■ **Aim**
Repeat the data word for word. Do not include the pictures.
★ ★ ★ ★
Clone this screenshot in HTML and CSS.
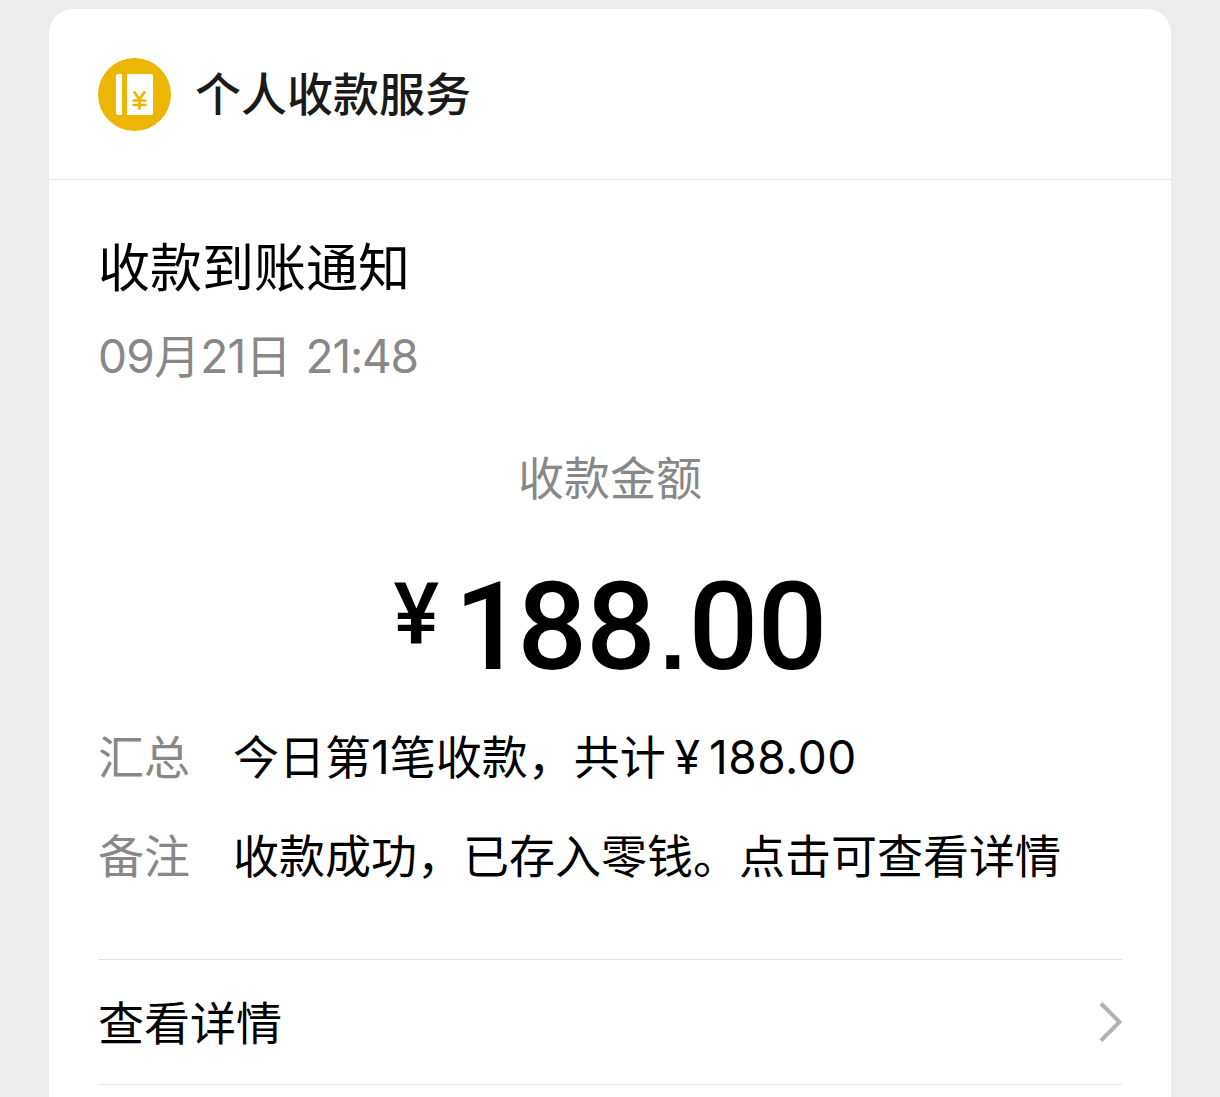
FILE: index.html
```html
<!DOCTYPE html>
<html lang="zh-CN">
<head>
    <meta charset="UTF-8">
    <meta name="viewport" content="width=device-width, initial-scale=1.0">
    <title>收款到账通知</title>
    <link rel="stylesheet" href="styles.css">
</head>
<body>
    <div class="card">
        <div class="header">
            <svg class="logo" viewBox="0 0 73 73">
                <circle cx="36.5" cy="36.5" r="36.5" fill="#edb604"/>
                <path d="M20 16h4v41h-4a2 2 0 0 1-2-2V18a2 2 0 0 1 2-2z" fill="#fff"/>
                <path d="M29 16h24a2 2 0 0 1 2 2v37a2 2 0 0 1-2 2H29z" fill="#fff"/>
                <path d="M36 33.500l5.500 8 5.500-8M41.500 41v10.500M34.500 42.500h14M34.500 47h14" fill="none" stroke="#edb604" stroke-width="2.700"/>
            </svg>
            <span class="name">个人收款服务</span>
        </div>
        <div class="content">
            <h2 class="title">收款到账通知</h2>
            <div class="date"><span class="num">09</span>月<span class="num">21</span>日<span class="num time">21:48</span></div>
            <div class="amount-label">收款金额</div>
            <div class="amount"><span class="yen">¥</span><span class="value"><span class="one">1</span>88<span class="dot">.</span>00</span></div>
            <div class="row">
                <span class="label">汇总</span>
                <span class="text">今日第<span class="num">1</span>笔收款，共计<span class="num small-yen">¥</span><span class="num sum">188.00</span></span>
            </div>
            <div class="row">
                <span class="label">备注</span>
                <span class="text">收款成功，已存入零钱。点击可查看详情</span>
            </div>
            <div class="detail">
                <span class="link">查看详情</span>
                <svg class="arrow" viewBox="0 0 24 42">
                    <path d="M3 2.500L21.500 21 3 39.500" fill="none" stroke="#b2b2b2" stroke-width="4"/>
                </svg>
            </div>
        </div>
    </div>
</body>
</html>
```
FILE: styles.css
```css
* {
    box-sizing: border-box;
}
body {
    margin: 0;
    height: 1097px;
    padding: 9px 49px 0;
    overflow: hidden;
    background-color: #ececec;
    font-family: "Noto Sans CJK SC", sans-serif;
    font-size: 46px;
    line-height: 60px;
    color: #000;
    white-space: nowrap;
}
.card {
    height: 1120px;
    background: #fff;
    border-radius: 24px;
}
.header {
    display: flex;
    align-items: center;
    height: 171px;
    padding: 0 49px;
    border-bottom: 1px solid #e3e3e3;
}
.logo {
    width: 73px;
    height: 73px;
    margin-right: 24px;
}
.name {
    padding-bottom: 6px;
    font-weight: 500;
    color: #1a1a1a;
}
.content {
    padding: 52px 49px 0;
}
.title {
    margin: 0;
    font-size: 52px;
    font-weight: 400;
    line-height: 66px;
}
.num {
    font-family: Inter, sans-serif;
    line-height: 1;
}
.date {
    height: 60px;
    margin-top: 25px;
    color: #888;
}
.date .num {
    letter-spacing: -0.7px;
}
.date .time {
    margin-left: 14px;
    letter-spacing: -1.2px;
}
.amount-label {
    height: 60px;
    margin-top: 62px;
    text-align: center;
    color: #888;
}
.amount {
    display: flex;
    justify-content: center;
    align-items: flex-start;
    height: 100px;
    margin-top: 72px;
    font-family: Roboto, sans-serif;
    font-weight: 500;
}
.yen {
    font-size: 86px;
    line-height: 76px;
}
.value {
    font-size: 123px;
    line-height: 100px;
    letter-spacing: -1px;
}
.one {
    margin-left: 15px;
    letter-spacing: -7px;
}
.dot {
    margin: 0 4px 0 5px;
    font-family: "Liberation Sans", sans-serif;
    font-size: 92px;
    font-weight: 700;
    line-height: 1;
}
.row {
    display: flex;
    height: 60px;
    margin-top: 39px;
}
.amount + .row {
    margin-top: 47px;
}
.label {
    width: 135px;
    color: #888;
}
.small-yen {
    margin: 0 9px;
}
.sum {
    letter-spacing: 0.5px;
}
.detail {
    display: flex;
    justify-content: space-between;
    align-items: center;
    height: 126px;
    margin-top: 76px;
    border-top: 1px solid #e3e3e3;
    border-bottom: 1px solid #e3e3e3;
}
.link {
    padding-bottom: 5px;
}
.arrow {
    width: 24px;
    height: 42px;
}
```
★ ★ ★ ★
■ **Result for this task**
Clone this screenshot in HTML and CSS.
FILE: index.html
```html
<!DOCTYPE html>
<html lang="zh-CN">
<head>
    <meta charset="UTF-8">
    <meta name="viewport" content="width=device-width, initial-scale=1.0">
    <title>收款到账通知</title>
    <link rel="stylesheet" href="styles.css">
</head>
<body>
    <div class="card">
        <div class="header">
            <svg class="logo" viewBox="0 0 73 73">
                <circle cx="36.5" cy="36.5" r="36.5" fill="#edb604"/>
                <path d="M20 16h4v41h-4a2 2 0 0 1-2-2V18a2 2 0 0 1 2-2z" fill="#fff"/>
                <path d="M29 16h24a2 2 0 0 1 2 2v37a2 2 0 0 1-2 2H29z" fill="#fff"/>
                <path d="M36 33.500l5.500 8 5.500-8M41.500 41v10.500M34.500 42.500h14M34.500 47h14" fill="none" stroke="#edb604" stroke-width="2.700"/>
            </svg>
            <span class="name">个人收款服务</span>
        </div>
        <div class="content">
            <h2 class="title">收款到账通知</h2>
            <div class="date"><span class="num">09</span>月<span class="num">21</span>日<span class="num time">21:48</span></div>
            <div class="amount-label">收款金额</div>
            <div class="amount"><span class="yen">¥</span><span class="value"><span class="one">1</span>88<span class="dot">.</span>00</span></div>
            <div class="row">
                <span class="label">汇总</span>
                <span class="text">今日第<span class="num">1</span>笔收款，共计<span class="num small-yen">¥</span><span class="num sum">188.00</span></span>
            </div>
            <div class="row">
                <span class="label">备注</span>
                <span class="text">收款成功，已存入零钱。点击可查看详情</span>
            </div>
            <div class="detail">
                <span class="link">查看详情</span>
                <svg class="arrow" viewBox="0 0 24 42">
                    <path d="M3 2.500L21.500 21 3 39.500" fill="none" stroke="#b2b2b2" stroke-width="4"/>
                </svg>
            </div>
        </div>
    </div>
</body>
</html>
```
FILE: styles.css
```css
* {
    box-sizing: border-box;
}
body {
    margin: 0;
    height: 1097px;
    padding: 9px 49px 0;
    overflow: hidden;
    background-color: #ececec;
    font-family: "Noto Sans CJK SC", sans-serif;
    font-size: 46px;
    line-height: 60px;
    color: #000;
    white-space: nowrap;
}
.card {
    height: 1120px;
    background: #fff;
    border-radius: 24px;
}
.header {
    display: flex;
    align-items: center;
    height: 171px;
    padding: 0 49px;
    border-bottom: 1px solid #e3e3e3;
}
.logo {
    width: 73px;
    height: 73px;
    margin-right: 24px;
}
.name {
    padding-bottom: 6px;
    font-weight: 500;
    color: #1a1a1a;
}
.content {
    padding: 52px 49px 0;
}
.title {
    margin: 0;
    font-size: 52px;
    font-weight: 400;
    line-height: 66px;
}
.num {
    font-family: Inter, sans-serif;
    line-height: 1;
}
.date {
    height: 60px;
    margin-top: 25px;
    color: #888;
}
.date .num {
    letter-spacing: -0.7px;
}
.date .time {
    margin-left: 14px;
    letter-spacing: -1.2px;
}
.amount-label {
    height: 60px;
    margin-top: 62px;
    text-align: center;
    color: #888;
}
.amount {
    display: flex;
    justify-content: center;
    align-items: flex-start;
    height: 100px;
    margin-top: 72px;
    font-family: Roboto, sans-serif;
    font-weight: 500;
}
.yen {
    font-size: 86px;
    line-height: 76px;
}
.value {
    font-size: 123px;
    line-height: 100px;
    letter-spacing: -1px;
}
.one {
    margin-left: 15px;
    letter-spacing: -7px;
}
.dot {
    margin: 0 4px 0 5px;
    font-family: "Liberation Sans", sans-serif;
    font-size: 92px;
    font-weight: 700;
    line-height: 1;
}
.row {
    display: flex;
    height: 60px;
    margin-top: 39px;
}
.amount + .row {
    margin-top: 47px;
}
.label {
    width: 135px;
    color: #888;
}
.small-yen {
    margin: 0 9px;
}
.sum {
    letter-spacing: 0.5px;
}
.detail {
    display: flex;
    justify-content: space-between;
    align-items: center;
    height: 126px;
    margin-top: 76px;
    border-top: 1px solid #e3e3e3;
    border-bottom: 1px solid #e3e3e3;
}
.link {
    padding-bottom: 5px;
}
.arrow {
    width: 24px;
    height: 42px;
}
```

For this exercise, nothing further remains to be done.